Я пробивался к нему очень трудно. Звоню, а мне отвечают: «Мэтр в Испании. Когда вернется, предсказать невозможно». Позже он на открытии выставки в Москве. Потом - на презентации своей книги в Брюсселе. И вдруг мне повезло: узнаю, что он возвращается из Америки, но еще не к себе  домой, в Берлин, а пробудет несколько дней во Франкфурте-на-Майне. Оттуда летит в Болгарию. Созваниваюсь с ним и объясняю, что хочу рассказать о нем в русской газете. По тону его голоса чувствую, что ему не очень хочется встречаться:
   - Не знаю, получится ли. - раздается в трубке после молчания. – Мне нужно срочно в Софию.
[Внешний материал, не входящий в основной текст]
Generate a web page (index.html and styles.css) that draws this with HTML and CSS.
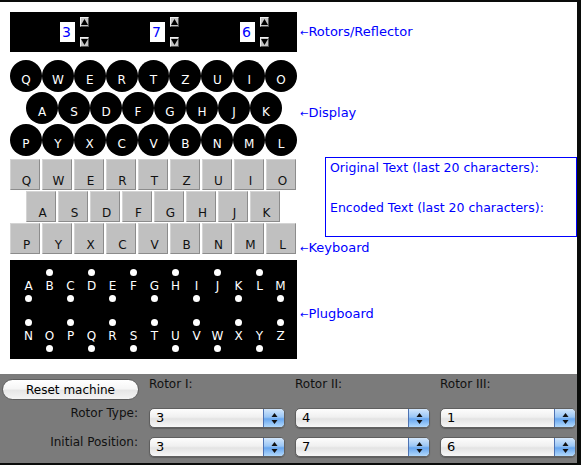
FILE: index.html
```html
<!DOCTYPE html>
<html>
<head>
<meta charset="utf-8">
<title>Enigma</title>
<link rel="stylesheet" href="styles.css">
</head>
<body>
<div class="window">
  <div class="top">
    <div class="rotors">
      <div class="rotor">
        <div class="rbox">3</div>
        <div class="rarrows">
          <div class="rbtn"><svg width="7" height="6" viewBox="0 0 7 6"><polygon points="3.5,0 7,6 0,6" fill="#000"/></svg></div>
          <div class="rbtn"><svg width="7" height="6" viewBox="0 0 7 6"><polygon points="0,0 7,0 3.5,6" fill="#000"/></svg></div>
        </div>
      </div>
      <div class="rotor">
        <div class="rbox">7</div>
        <div class="rarrows">
          <div class="rbtn"><svg width="7" height="6" viewBox="0 0 7 6"><polygon points="3.5,0 7,6 0,6" fill="#000"/></svg></div>
          <div class="rbtn"><svg width="7" height="6" viewBox="0 0 7 6"><polygon points="0,0 7,0 3.5,6" fill="#000"/></svg></div>
        </div>
      </div>
      <div class="rotor">
        <div class="rbox">6</div>
        <div class="rarrows">
          <div class="rbtn"><svg width="7" height="6" viewBox="0 0 7 6"><polygon points="3.5,0 7,6 0,6" fill="#000"/></svg></div>
          <div class="rbtn"><svg width="7" height="6" viewBox="0 0 7 6"><polygon points="0,0 7,0 3.5,6" fill="#000"/></svg></div>
        </div>
      </div>
    </div>
    <div class="label label-rotors"><span class="arr">←</span>Rotors/Reflector</div>

    <div class="display">
      <div class="crow"><span class="lamp">Q</span><span class="lamp">W</span><span class="lamp">E</span><span class="lamp">R</span><span class="lamp">T</span><span class="lamp">Z</span><span class="lamp">U</span><span class="lamp">I</span><span class="lamp">O</span></div>
      <div class="crow indent"><span class="lamp">A</span><span class="lamp">S</span><span class="lamp">D</span><span class="lamp">F</span><span class="lamp">G</span><span class="lamp">H</span><span class="lamp">J</span><span class="lamp">K</span></div>
      <div class="crow"><span class="lamp">P</span><span class="lamp">Y</span><span class="lamp">X</span><span class="lamp">C</span><span class="lamp">V</span><span class="lamp">B</span><span class="lamp">N</span><span class="lamp">M</span><span class="lamp">L</span></div>
    </div>
    <div class="label label-display"><span class="arr">←</span>Display</div>

    <div class="keyboard">
      <div class="krow"><span class="key">Q</span><span class="key">W</span><span class="key">E</span><span class="key">R</span><span class="key">T</span><span class="key">Z</span><span class="key">U</span><span class="key">I</span><span class="key">O</span></div>
      <div class="krow indent"><span class="key">A</span><span class="key">S</span><span class="key">D</span><span class="key">F</span><span class="key">G</span><span class="key">H</span><span class="key">J</span><span class="key">K</span></div>
      <div class="krow"><span class="key">P</span><span class="key">Y</span><span class="key">X</span><span class="key">C</span><span class="key">V</span><span class="key">B</span><span class="key">N</span><span class="key">M</span><span class="key">L</span></div>
    </div>
    <div class="kbside">
      <div class="textbox">
        <p class="tline">Original Text (last 20 characters):</p>
        <p class="tline"></p>
        <p class="tline">Encoded Text (last 20 characters):</p>
      </div>
      <div class="label label-kb"><span class="arr">←</span>Keyboard</div>
    </div>

    <div class="plugboard">
      <div class="prow">
        <div class="plug"><i class="dot off"></i><b>A</b><i class="dot"></i></div>
        <div class="plug"><i class="dot"></i><b>B</b><i class="dot off"></i></div>
        <div class="plug"><i class="dot off"></i><b>C</b><i class="dot"></i></div>
        <div class="plug"><i class="dot"></i><b>D</b><i class="dot off"></i></div>
        <div class="plug"><i class="dot off"></i><b>E</b><i class="dot"></i></div>
        <div class="plug"><i class="dot"></i><b>F</b><i class="dot off"></i></div>
        <div class="plug"><i class="dot off"></i><b>G</b><i class="dot"></i></div>
        <div class="plug"><i class="dot"></i><b>H</b><i class="dot off"></i></div>
        <div class="plug"><i class="dot off"></i><b>I</b><i class="dot"></i></div>
        <div class="plug"><i class="dot"></i><b>J</b><i class="dot off"></i></div>
        <div class="plug"><i class="dot off"></i><b>K</b><i class="dot"></i></div>
        <div class="plug"><i class="dot"></i><b>L</b><i class="dot off"></i></div>
        <div class="plug"><i class="dot off"></i><b>M</b><i class="dot"></i></div>
      </div>
      <div class="prow prow2">
        <div class="plug"><i class="dot"></i><b>N</b><i class="dot off"></i></div>
        <div class="plug"><i class="dot off"></i><b>O</b><i class="dot"></i></div>
        <div class="plug"><i class="dot"></i><b>P</b><i class="dot off"></i></div>
        <div class="plug"><i class="dot off"></i><b>Q</b><i class="dot"></i></div>
        <div class="plug"><i class="dot"></i><b>R</b><i class="dot off"></i></div>
        <div class="plug"><i class="dot off"></i><b>S</b><i class="dot"></i></div>
        <div class="plug"><i class="dot"></i><b>T</b><i class="dot off"></i></div>
        <div class="plug"><i class="dot off"></i><b>U</b><i class="dot"></i></div>
        <div class="plug"><i class="dot"></i><b>V</b><i class="dot off"></i></div>
        <div class="plug"><i class="dot off"></i><b>W</b><i class="dot"></i></div>
        <div class="plug"><i class="dot"></i><b>X</b><i class="dot off"></i></div>
        <div class="plug"><i class="dot off"></i><b>Y</b><i class="dot"></i></div>
        <div class="plug"><i class="dot"></i><b>Z</b><i class="dot off"></i></div>
      </div>
    </div>
    <div class="label label-plug"><span class="arr">←</span>Plugboard</div>
  </div>

  <div class="controls">
    <div class="reset">Reset machine</div>
    <div class="clabel">Rotor I:</div>
    <div class="clabel">Rotor II:</div>
    <div class="clabel">Rotor III:</div>

    <div class="rlabel">Rotor Type:</div>
    <div class="sel"><span class="val">3</span><span class="step"><svg width="7" height="11" viewBox="0 0 7 11"><polygon points="3.5,0 6.5,4 0.5,4" fill="#111"/><polygon points="0.5,7 6.5,7 3.5,11" fill="#111"/></svg></span></div>
    <div class="sel"><span class="val">4</span><span class="step"><svg width="7" height="11" viewBox="0 0 7 11"><polygon points="3.5,0 6.5,4 0.5,4" fill="#111"/><polygon points="0.5,7 6.5,7 3.5,11" fill="#111"/></svg></span></div>
    <div class="sel"><span class="val">1</span><span class="step"><svg width="7" height="11" viewBox="0 0 7 11"><polygon points="3.5,0 6.5,4 0.5,4" fill="#111"/><polygon points="0.5,7 6.5,7 3.5,11" fill="#111"/></svg></span></div>

    <div class="rlabel">Initial Position:</div>
    <div class="sel"><span class="val">3</span><span class="step"><svg width="7" height="11" viewBox="0 0 7 11"><polygon points="3.5,0 6.5,4 0.5,4" fill="#111"/><polygon points="0.5,7 6.5,7 3.5,11" fill="#111"/></svg></span></div>
    <div class="sel"><span class="val">7</span><span class="step"><svg width="7" height="11" viewBox="0 0 7 11"><polygon points="3.5,0 6.5,4 0.5,4" fill="#111"/><polygon points="0.5,7 6.5,7 3.5,11" fill="#111"/></svg></span></div>
    <div class="sel"><span class="val">6</span><span class="step"><svg width="7" height="11" viewBox="0 0 7 11"><polygon points="3.5,0 6.5,4 0.5,4" fill="#111"/><polygon points="0.5,7 6.5,7 3.5,11" fill="#111"/></svg></span></div>
  </div>
</div>
</body>
</html>
```
FILE: styles.css
```css
html, body {
  margin: 0;
  padding: 0;
}
body {
  background: #0a0c0a;
  width: 581px;
  height: 465px;
  overflow: hidden;
  font-family: "DejaVu Sans", "Liberation Sans", sans-serif;
}
.window {
  margin-top: 2px;
  width: 577px;
  height: 461px;
  background: #fff;
  display: flex;
  flex-direction: column;
}
.top {
  display: grid;
  grid-template-columns: 287px 277px;
  column-gap: 3px;
  padding: 10px 0 0 10px;
}

/* labels */
.label {
  color: #0000ff;
  font-size: 13px;
  line-height: 15px;
  white-space: nowrap;
  align-self: center;
}
.label .arr {
  font-size: 10px;
}
.label-rotors {
  align-self: start;
  margin-top: 12px;
}
.label-display {
  margin-top: 6px;
}
.label-plug {
  margin-top: 14px;
}
.label-kb {
  align-self: flex-start;
  margin-bottom: -2px;
}

/* rotors */
.rotors {
  height: 40px;
  background: #000;
  margin-bottom: 8px;
  display: flex;
  align-items: center;
  gap: 61px;
  padding-left: 50px;
  box-sizing: border-box;
}
.rotor {
  display: flex;
  align-items: center;
  gap: 5px;
}
.rbox {
  width: 15px;
  height: 20px;
  background: #fff;
  color: #0000ff;
  font-size: 14px;
  line-height: 20px;
  padding-left: 2px;
  box-sizing: border-box;
}
.rarrows {
  display: flex;
  flex-direction: column;
  justify-content: space-between;
  height: 30px;
}
.rbtn {
  width: 9px;
  height: 10px;
  box-sizing: border-box;
  background: #c4c4c4;
  border: 1px solid;
  border-color: #f0f0f0 #505050 #505050 #f0f0f0;
  display: flex;
  align-items: center;
  justify-content: center;
}
.rbtn svg {
  display: block;
}

/* display */
.display {
  margin-bottom: 3px;
}
.crow {
  display: flex;
  height: 32px;
}
.crow.indent {
  padding-left: 16px;
}
.lamp {
  width: 32px;
  height: 32px;
  border-radius: 50%;
  background: #000;
  color: #fff;
  font-size: 12px;
  line-height: 14px;
  display: flex;
  justify-content: center;
  padding-top: 13px;
  box-sizing: border-box;
}

/* keyboard */
.keyboard {
  display: flex;
  flex-direction: column;
  gap: 1px;
}
.krow {
  display: flex;
  gap: 2px;
}
.krow.indent {
  padding-left: 16px;
}
.key {
  width: 30px;
  height: 31px;
  box-sizing: border-box;
  background: #c0c0c0;
  border: 1px solid;
  border-color: #d4d4d4 #8c8c8c #8c8c8c #d4d4d4;
  color: #111;
  font-size: 12px;
  line-height: 14px;
  padding: 14px 0 0 3px;
  text-align: center;
}
.kbside {
  display: flex;
  flex-direction: column;
  justify-content: space-between;
}
.textbox {
  margin: -2px 0 0 25px;
  height: 80px;
  box-sizing: border-box;
  border: 1px solid #0000ff;
  padding: 0 4px;
  color: #0000ff;
  font-size: 12.5px;
}
.tline {
  margin: 0;
  height: 20px;
  line-height: 20px;
  white-space: nowrap;
}

/* plugboard */
.plugboard {
  margin-top: 6px;
  height: 99px;
  background: #000;
  box-sizing: border-box;
  padding: 9px 0 0 8px;
}
.prow {
  display: flex;
}
.prow2 {
  margin-top: 17px;
}
.plug {
  width: 21px;
  display: flex;
  flex-direction: column;
  align-items: center;
}
.plug b {
  font-weight: normal;
  color: #fff;
  font-size: 12px;
  line-height: 14px;
  margin: 3px 0 2px;
}
.dot {
  display: block;
  width: 7px;
  height: 7px;
  border-radius: 50%;
  background: #fff;
}
.dot.off {
  visibility: hidden;
}

/* controls */
.controls {
  margin-top: auto;
  height: 89px;
  background: #7b7b7b;
  box-sizing: border-box;
  padding: 5px 0 0 2px;
  display: grid;
  grid-template-columns: 137px 136px 135px 136px;
  grid-template-rows: 21px 21px 21px;
  column-gap: 10px;
  row-gap: 8px;
  font-size: 12px;
  color: #111;
}
.reset {
  height: 21px;
  box-sizing: border-box;
  border: 1px solid #5e5e5e;
  border-radius: 11px;
  background: linear-gradient(#ffffff, #f6f6f6 45%, #e6e6e6 55%, #f4f4f4);
  display: flex;
  align-items: center;
  justify-content: center;
  font-size: 12px;
  color: #000;
}
.clabel {
  align-self: start;
  margin-top: -2px;
  line-height: 14px;
}
.rlabel {
  text-align: right;
  align-self: start;
  margin-top: -2px;
  line-height: 14px;
  padding-right: 1px;
}
.sel {
  height: 20px;
  box-sizing: border-box;
  border: 1px solid #5f5f5f;
  border-radius: 5px;
  background: linear-gradient(#fdfdfd, #f0f0f0 45%, #e3e3e3 55%, #f7f7f7);
  display: flex;
  overflow: hidden;
  box-shadow: 0 1px 1px rgba(0, 0, 0, 0.25);
}
.val {
  flex: 1;
  padding-left: 6px;
  font-size: 13px;
  line-height: 18px;
  color: #000;
}
.step {
  width: 20px;
  border-left: 1px solid #4d72b2;
  background: linear-gradient(#d2e6fb, #9ac6f5 45%, #67a6ef 55%, #b2d9fc);
  display: flex;
  align-items: center;
  justify-content: center;
}
.step svg {
  display: block;
}
```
   Зачем-то говорю ему, что много раз бывал в Болгарии, и, видимо, попадаю на нужную ноту.
   - Я  тоже там был, но давно. Мне понравилась болгарская виноградная водка, - говорит он и смеется. – Забыл, как она называется.
   Я ему напоминаю, что такая водка называется ракия, и признаюсь, что мне она тоже нравится. 
   - Ладно, тогда приезжайте, - соглашается он и опять смеется.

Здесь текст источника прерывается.